Haaretz uncovers an important document:

Israel’s Civil Administration issues 101 different types of permits to govern the movement of Palestinians, whether within the West Bank, between the West Bank and Israel or beyond the borders of the state, according to an agency document of which Haaretz obtained a copy.

The most common permits are those allowing Palestinians to work in Israel, or in Jewish settlements in the West Bank. Over the decades, however, the permit regimen has grown into a vast, triple-digit bureaucracy.

There are separate permits for worshipers who attend Friday prayers on the Temple Mount in Jerusalem and for clerics working at the site; for unspecified clergy and for church employees. Medical permits differentiate between physicians and ambulance drivers, and between “medical emergency staff” and “medical staff in the seam zone,” meaning the border between Israel and the West Bank. There is a permit for escorting a patient in an ambulance and one for simply escorting a patient.

There are separate permits for traveling to a wedding in the West Bank or traveling to a wedding in Israel, and also for going to Israel for a funeral, a work meeting, or a court hearing.

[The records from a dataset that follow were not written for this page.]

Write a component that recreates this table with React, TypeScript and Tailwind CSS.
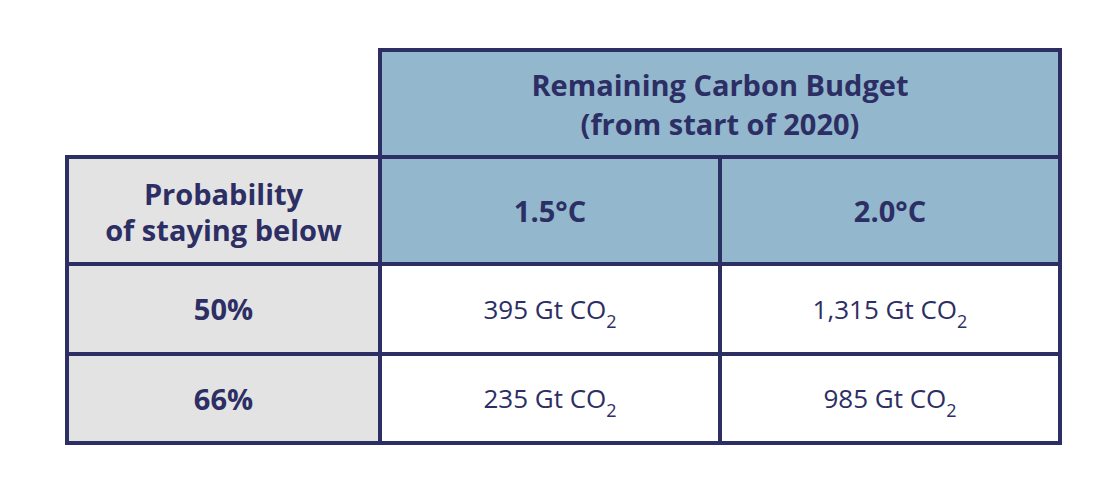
import React from "react";

const font = { fontFamily: '"Open Sans", "Noto Sans", sans-serif' };

function Co2({ value }: { value: string }) {
  return (
    <span>
      {value} Gt CO<sub className="text-[18px] relative top-[9px] align-baseline">2</sub>
    </span>
  );
}

export default function App() {
  return (
    <div className="w-[1106px] h-[488px] bg-white pl-[65px] pt-[48px]" style={font}>
      <div className="flex">
        <div className="w-[313px]" />
        <div className="w-[684px] h-[107px] border-[4px] border-b-0 border-[#2c2e64] bg-[#93b7cd] flex flex-col items-center justify-center text-[#2c2e64] font-bold text-[29px] leading-[39px] text-center">
          <div>Remaining Carbon Budget</div>
          <div>(from start of 2020)</div>
        </div>
      </div>
      <div className="w-[997px] bg-[#2c2e64] p-[4px] grid grid-cols-[309px_336px_336px] grid-rows-[103px_86px_85px] gap-[4px] text-[#2c2e64]">
        <div className="bg-[#e3e3e3] flex flex-col items-center justify-center font-bold text-[29px] leading-[36px] text-center pt-[2px]">
          <div>Probability</div>
          <div>of staying below</div>
        </div>
        <div className="bg-[#93b7cd] flex items-center justify-center font-bold text-[29px]">1.5°C</div>
        <div className="bg-[#93b7cd] flex items-center justify-center font-bold text-[29px]">2.0°C</div>
        <div className="bg-[#e3e3e3] flex items-center justify-center font-bold text-[29px]">50%</div>
        <div className="bg-white flex items-center justify-center text-[26px]"><Co2 value="395" /></div>
        <div className="bg-white flex items-center justify-center text-[26px]"><Co2 value="1,315" /></div>
        <div className="bg-[#e3e3e3] flex items-center justify-center font-bold text-[29px]">66%</div>
        <div className="bg-white flex items-center justify-center text-[26px]"><Co2 value="235" /></div>
        <div className="bg-white flex items-center justify-center text-[26px]"><Co2 value="985" /></div>
      </div>
    </div>
  );
}
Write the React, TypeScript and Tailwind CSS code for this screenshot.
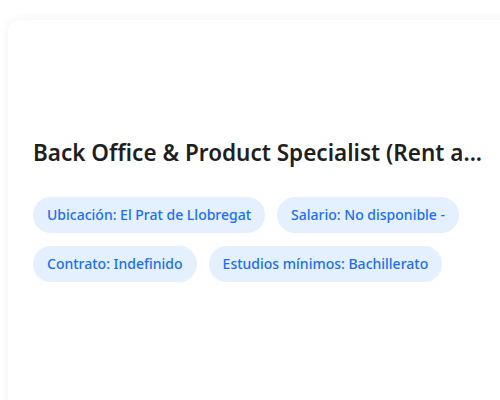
const tags = [
  "Ubicación: El Prat de Llobregat",
  "Salario: No disponible -",
  "Contrato: Indefinido",
  "Estudios mínimos: Bachillerato",
];

export default function App() {
  return (
    <div className="h-[400px] w-[500px] overflow-hidden bg-white pl-2 pt-5 font-['Noto_Sans',sans-serif]">
      <div className="h-[420px] w-[520px] rounded-xl bg-white pl-[25px] pt-[117px] shadow-[0_0_12px_rgba(0,0,0,0.06)]">
        <h2 className="w-[460px] whitespace-nowrap text-[22.5px] font-semibold leading-[32px] text-[#1f1f1f]">
          Back Office &amp; Product Specialist (Rent a...
        </h2>
        <div className="mt-[28px] flex w-[452px] flex-wrap gap-x-3 gap-y-[13px]">
          {tags.map((t) => (
            <span
              key={t}
              className="flex h-9 items-center rounded-full bg-[#e5f0ff] px-[14px] text-sm font-medium text-[#1a6ef5]"
            >
              {t}
            </span>
          ))}
        </div>
      </div>
    </div>
  );
}
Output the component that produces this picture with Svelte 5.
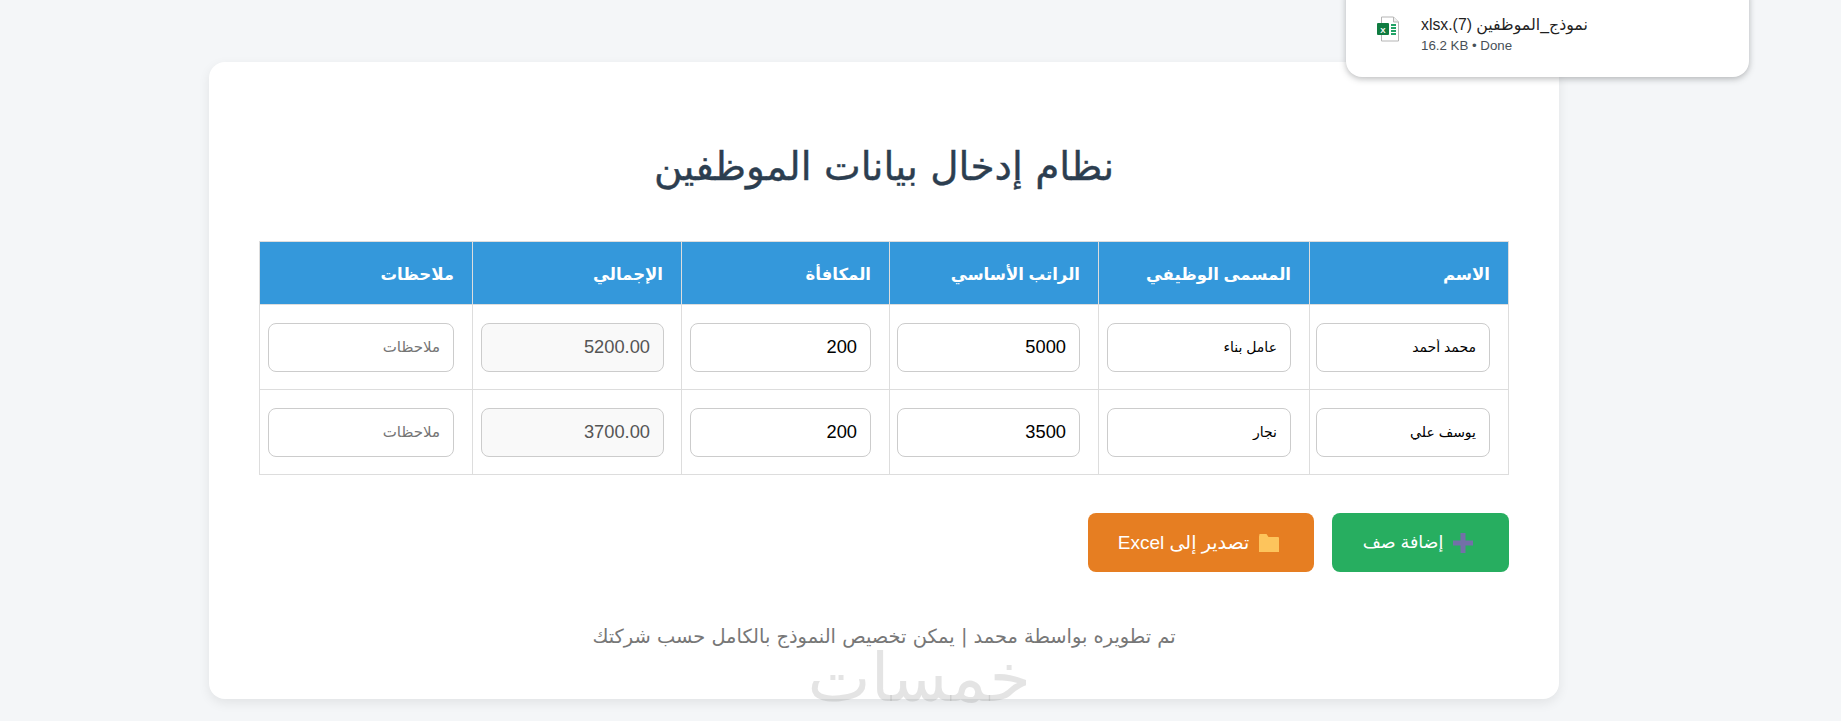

The separation fence gave rise to an entirely new category of permits, for farmers cut off from their fields. Thus, for instance, there is a permit for a “farmer in the seam zone,” not to be confused with the permit for a “permanent farmer in the seam zone.”

Human rights organizations have challenged the permit regime on various grounds.

According to a report by the UN Office for the Coordination of Humanitarian Affairs, international agencies operating in the West Bank waste an estimated 20 percent of their working days on permits from the Civil Administration – applying for them, renewing them and sorting out problems.

The checkpoint-monitoring organization Machsom Watch claims that the Shin Bet security service uses the permit regime to recruit informers. Palestinians whose permit requests are rejected “for security reasons” are often invited to meetings with Shin Bet agents, who then offer “assistance” in obtaining the desired permits in exchange for information.

Guy Inbar, spokesman for the Coordinator of Government Activities in the Territories, said in response that the Civil Administration is aware of the issues raised in the article and intends to evaluate them in the coming year as part of its streamlining program.